_Exercise task:_
Using the data below, return the stretch from the line that contains "Reproduce this screenshot" through the line that contains "const leafAngles = [0, 20, 40, 60, 80, 100, 120, 140];", both included, exactly as it stands and nothing beyond it.

_Dataset:_

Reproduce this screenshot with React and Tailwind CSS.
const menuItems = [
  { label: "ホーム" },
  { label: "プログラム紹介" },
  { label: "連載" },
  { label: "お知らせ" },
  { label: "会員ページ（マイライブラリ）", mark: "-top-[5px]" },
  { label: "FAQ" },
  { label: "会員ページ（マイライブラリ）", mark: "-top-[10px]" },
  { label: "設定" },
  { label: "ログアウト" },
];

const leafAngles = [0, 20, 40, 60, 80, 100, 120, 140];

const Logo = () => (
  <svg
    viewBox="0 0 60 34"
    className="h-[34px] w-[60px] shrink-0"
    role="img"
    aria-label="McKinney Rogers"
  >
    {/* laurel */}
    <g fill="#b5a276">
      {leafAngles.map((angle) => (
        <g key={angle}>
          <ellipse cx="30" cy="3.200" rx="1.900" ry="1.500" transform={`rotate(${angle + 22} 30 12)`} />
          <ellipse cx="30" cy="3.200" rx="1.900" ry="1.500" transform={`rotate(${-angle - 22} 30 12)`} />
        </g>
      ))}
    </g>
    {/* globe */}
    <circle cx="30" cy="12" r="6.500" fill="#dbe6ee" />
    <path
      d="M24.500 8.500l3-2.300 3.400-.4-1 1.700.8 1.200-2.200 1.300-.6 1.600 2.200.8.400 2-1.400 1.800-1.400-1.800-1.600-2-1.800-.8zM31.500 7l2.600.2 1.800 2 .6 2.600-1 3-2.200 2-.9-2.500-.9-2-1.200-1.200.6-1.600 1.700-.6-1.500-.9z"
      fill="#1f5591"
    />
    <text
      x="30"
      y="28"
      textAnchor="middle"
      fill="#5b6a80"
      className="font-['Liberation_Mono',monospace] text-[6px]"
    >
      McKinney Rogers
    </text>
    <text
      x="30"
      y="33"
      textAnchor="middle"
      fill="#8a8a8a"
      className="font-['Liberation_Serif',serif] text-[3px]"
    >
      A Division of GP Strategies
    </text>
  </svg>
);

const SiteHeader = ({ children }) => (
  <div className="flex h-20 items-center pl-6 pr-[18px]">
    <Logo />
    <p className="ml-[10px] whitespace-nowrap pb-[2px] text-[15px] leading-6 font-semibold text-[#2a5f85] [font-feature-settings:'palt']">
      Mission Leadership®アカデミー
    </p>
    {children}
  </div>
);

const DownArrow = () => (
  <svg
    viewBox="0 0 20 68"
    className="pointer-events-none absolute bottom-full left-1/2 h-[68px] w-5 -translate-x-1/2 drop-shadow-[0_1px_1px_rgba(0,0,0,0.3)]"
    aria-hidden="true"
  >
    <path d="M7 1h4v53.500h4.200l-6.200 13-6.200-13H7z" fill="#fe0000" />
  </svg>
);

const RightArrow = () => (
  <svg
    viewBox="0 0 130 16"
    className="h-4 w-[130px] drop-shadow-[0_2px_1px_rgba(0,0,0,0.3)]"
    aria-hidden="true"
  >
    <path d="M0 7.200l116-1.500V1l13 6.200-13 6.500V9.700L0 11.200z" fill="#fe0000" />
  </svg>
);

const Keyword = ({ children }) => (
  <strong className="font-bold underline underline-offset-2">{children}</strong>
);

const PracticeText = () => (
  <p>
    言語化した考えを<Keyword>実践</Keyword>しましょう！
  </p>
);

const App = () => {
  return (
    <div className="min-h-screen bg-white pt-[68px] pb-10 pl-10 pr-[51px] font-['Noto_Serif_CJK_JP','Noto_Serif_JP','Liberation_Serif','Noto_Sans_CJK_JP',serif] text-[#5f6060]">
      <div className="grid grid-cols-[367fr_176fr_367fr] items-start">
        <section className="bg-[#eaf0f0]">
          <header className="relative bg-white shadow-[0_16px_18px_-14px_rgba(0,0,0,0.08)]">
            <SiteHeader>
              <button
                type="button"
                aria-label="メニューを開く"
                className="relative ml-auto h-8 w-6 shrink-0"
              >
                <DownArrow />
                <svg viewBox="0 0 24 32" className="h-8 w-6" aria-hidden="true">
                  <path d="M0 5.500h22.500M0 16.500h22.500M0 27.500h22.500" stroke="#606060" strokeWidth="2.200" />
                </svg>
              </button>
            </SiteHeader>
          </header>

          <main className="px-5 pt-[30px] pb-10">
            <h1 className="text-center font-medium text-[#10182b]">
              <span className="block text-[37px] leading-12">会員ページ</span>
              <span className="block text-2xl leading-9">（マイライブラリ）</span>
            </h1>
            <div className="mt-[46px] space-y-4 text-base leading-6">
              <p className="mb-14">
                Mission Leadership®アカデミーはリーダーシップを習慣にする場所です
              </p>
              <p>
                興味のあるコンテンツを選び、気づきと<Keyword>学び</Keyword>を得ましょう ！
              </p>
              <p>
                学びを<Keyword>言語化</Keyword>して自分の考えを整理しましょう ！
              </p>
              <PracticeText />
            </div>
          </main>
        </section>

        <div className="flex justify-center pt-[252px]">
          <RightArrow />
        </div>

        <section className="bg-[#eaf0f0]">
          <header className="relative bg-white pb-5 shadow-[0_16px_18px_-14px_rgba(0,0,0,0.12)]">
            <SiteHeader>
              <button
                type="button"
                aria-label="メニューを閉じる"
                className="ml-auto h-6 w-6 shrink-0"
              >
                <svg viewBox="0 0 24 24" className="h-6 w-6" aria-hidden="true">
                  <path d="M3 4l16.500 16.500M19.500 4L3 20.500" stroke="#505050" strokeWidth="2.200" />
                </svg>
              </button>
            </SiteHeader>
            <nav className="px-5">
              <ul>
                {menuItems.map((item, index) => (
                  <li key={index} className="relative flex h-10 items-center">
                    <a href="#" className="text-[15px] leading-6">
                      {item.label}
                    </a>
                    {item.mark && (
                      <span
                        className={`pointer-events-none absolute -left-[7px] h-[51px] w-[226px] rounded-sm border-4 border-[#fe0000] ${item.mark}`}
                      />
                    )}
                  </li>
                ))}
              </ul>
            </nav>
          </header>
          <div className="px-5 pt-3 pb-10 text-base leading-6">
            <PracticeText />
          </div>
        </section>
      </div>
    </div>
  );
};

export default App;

==

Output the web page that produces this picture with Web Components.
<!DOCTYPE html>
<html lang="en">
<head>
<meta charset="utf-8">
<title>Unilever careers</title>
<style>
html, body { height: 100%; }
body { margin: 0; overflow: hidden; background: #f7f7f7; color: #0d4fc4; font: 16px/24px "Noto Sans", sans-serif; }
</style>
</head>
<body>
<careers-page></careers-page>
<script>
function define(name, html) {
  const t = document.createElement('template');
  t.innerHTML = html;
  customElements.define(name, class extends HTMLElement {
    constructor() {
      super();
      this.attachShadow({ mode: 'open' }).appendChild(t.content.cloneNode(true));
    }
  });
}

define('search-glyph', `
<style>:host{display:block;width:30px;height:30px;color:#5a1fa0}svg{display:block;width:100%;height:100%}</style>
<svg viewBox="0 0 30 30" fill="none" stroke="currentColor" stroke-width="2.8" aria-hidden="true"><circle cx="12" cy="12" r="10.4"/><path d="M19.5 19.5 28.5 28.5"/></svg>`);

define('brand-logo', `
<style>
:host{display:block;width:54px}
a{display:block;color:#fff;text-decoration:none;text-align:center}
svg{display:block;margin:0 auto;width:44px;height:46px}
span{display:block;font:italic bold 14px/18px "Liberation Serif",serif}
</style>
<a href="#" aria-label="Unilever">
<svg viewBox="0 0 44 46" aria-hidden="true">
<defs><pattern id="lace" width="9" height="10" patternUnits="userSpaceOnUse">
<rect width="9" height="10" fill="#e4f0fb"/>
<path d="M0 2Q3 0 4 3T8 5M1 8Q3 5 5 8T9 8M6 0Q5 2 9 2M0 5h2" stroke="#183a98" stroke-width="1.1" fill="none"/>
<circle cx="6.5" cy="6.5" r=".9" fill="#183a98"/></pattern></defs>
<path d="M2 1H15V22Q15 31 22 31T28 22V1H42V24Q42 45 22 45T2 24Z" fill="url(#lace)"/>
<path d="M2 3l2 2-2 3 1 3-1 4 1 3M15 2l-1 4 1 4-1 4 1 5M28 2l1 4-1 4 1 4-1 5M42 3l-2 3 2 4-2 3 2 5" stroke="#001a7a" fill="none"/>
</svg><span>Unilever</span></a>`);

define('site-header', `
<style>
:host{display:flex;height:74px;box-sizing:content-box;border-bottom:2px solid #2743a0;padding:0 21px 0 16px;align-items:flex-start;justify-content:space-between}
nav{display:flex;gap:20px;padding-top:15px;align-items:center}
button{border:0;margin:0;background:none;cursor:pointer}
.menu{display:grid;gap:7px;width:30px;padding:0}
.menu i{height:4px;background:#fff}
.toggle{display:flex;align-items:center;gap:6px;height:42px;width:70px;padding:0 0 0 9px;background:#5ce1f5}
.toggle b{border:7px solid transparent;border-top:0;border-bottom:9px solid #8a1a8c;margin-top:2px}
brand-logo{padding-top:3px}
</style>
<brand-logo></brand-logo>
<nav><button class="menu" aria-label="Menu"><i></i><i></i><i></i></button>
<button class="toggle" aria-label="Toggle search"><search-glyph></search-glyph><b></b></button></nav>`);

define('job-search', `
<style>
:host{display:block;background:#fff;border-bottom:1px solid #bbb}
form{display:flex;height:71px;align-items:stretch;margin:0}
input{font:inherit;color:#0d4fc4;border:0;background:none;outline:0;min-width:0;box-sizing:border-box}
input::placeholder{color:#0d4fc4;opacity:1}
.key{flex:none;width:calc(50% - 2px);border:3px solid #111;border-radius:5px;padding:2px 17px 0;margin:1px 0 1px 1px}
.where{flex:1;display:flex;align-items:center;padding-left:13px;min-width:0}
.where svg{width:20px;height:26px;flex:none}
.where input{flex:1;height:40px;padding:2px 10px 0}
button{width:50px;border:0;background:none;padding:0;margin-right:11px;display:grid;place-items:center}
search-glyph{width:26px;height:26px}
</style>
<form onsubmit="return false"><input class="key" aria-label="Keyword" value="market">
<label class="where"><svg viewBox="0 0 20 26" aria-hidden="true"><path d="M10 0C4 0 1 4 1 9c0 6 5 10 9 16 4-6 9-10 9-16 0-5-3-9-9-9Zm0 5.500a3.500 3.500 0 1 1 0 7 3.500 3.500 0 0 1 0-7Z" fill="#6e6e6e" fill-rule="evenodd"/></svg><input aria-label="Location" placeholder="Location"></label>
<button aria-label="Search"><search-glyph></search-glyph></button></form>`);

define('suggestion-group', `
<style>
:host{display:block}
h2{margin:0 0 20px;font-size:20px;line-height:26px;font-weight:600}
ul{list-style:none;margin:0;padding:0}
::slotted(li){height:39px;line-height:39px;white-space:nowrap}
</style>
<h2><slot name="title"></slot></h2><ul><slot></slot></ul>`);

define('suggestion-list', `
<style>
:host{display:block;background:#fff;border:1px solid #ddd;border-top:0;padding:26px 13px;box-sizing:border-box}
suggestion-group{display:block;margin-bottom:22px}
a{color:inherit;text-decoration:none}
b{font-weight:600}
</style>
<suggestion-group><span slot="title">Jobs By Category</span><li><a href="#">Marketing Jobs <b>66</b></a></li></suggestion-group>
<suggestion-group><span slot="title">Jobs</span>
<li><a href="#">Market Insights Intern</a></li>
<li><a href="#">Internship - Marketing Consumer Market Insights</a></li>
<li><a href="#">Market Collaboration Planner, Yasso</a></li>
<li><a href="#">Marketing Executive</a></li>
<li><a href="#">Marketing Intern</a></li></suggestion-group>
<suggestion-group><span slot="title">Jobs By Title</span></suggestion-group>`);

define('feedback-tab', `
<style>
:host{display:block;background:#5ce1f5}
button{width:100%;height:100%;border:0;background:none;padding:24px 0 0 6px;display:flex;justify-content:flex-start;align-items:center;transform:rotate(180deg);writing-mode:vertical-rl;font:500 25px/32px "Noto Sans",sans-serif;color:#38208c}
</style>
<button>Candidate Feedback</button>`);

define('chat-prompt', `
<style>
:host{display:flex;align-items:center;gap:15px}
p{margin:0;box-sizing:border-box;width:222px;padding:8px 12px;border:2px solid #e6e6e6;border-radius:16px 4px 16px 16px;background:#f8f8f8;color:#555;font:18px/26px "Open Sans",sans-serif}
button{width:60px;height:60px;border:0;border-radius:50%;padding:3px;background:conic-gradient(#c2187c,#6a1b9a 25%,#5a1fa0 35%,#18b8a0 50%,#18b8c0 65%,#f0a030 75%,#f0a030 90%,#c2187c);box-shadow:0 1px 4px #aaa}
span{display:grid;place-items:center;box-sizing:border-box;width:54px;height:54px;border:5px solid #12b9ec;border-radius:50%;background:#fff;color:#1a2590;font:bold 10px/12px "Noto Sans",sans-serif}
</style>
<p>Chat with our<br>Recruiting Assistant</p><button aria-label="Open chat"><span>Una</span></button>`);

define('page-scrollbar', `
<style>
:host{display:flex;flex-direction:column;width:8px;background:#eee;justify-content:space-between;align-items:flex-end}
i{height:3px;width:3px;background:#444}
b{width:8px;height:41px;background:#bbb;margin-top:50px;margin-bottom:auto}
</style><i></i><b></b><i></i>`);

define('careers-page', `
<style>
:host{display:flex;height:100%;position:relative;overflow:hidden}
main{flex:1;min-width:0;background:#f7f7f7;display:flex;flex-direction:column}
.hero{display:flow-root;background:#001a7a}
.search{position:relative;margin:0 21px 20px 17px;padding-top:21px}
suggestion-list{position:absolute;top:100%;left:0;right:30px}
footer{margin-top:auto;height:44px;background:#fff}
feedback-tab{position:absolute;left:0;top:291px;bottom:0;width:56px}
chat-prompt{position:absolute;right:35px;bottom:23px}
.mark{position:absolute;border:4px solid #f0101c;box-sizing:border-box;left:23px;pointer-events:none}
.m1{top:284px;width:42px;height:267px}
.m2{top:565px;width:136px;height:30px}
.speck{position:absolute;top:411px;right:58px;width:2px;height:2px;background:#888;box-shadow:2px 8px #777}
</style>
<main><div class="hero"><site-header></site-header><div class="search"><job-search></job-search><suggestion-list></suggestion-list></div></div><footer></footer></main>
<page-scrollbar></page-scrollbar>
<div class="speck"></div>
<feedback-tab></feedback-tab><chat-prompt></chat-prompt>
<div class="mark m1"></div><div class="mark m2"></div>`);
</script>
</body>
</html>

_Response to this task:_
Reproduce this screenshot with React and Tailwind CSS.
const menuItems = [
  { label: "ホーム" },
  { label: "プログラム紹介" },
  { label: "連載" },
  { label: "お知らせ" },
  { label: "会員ページ（マイライブラリ）", mark: "-top-[5px]" },
  { label: "FAQ" },
  { label: "会員ページ（マイライブラリ）", mark: "-top-[10px]" },
  { label: "設定" },
  { label: "ログアウト" },
];

const leafAngles = [0, 20, 40, 60, 80, 100, 120, 140];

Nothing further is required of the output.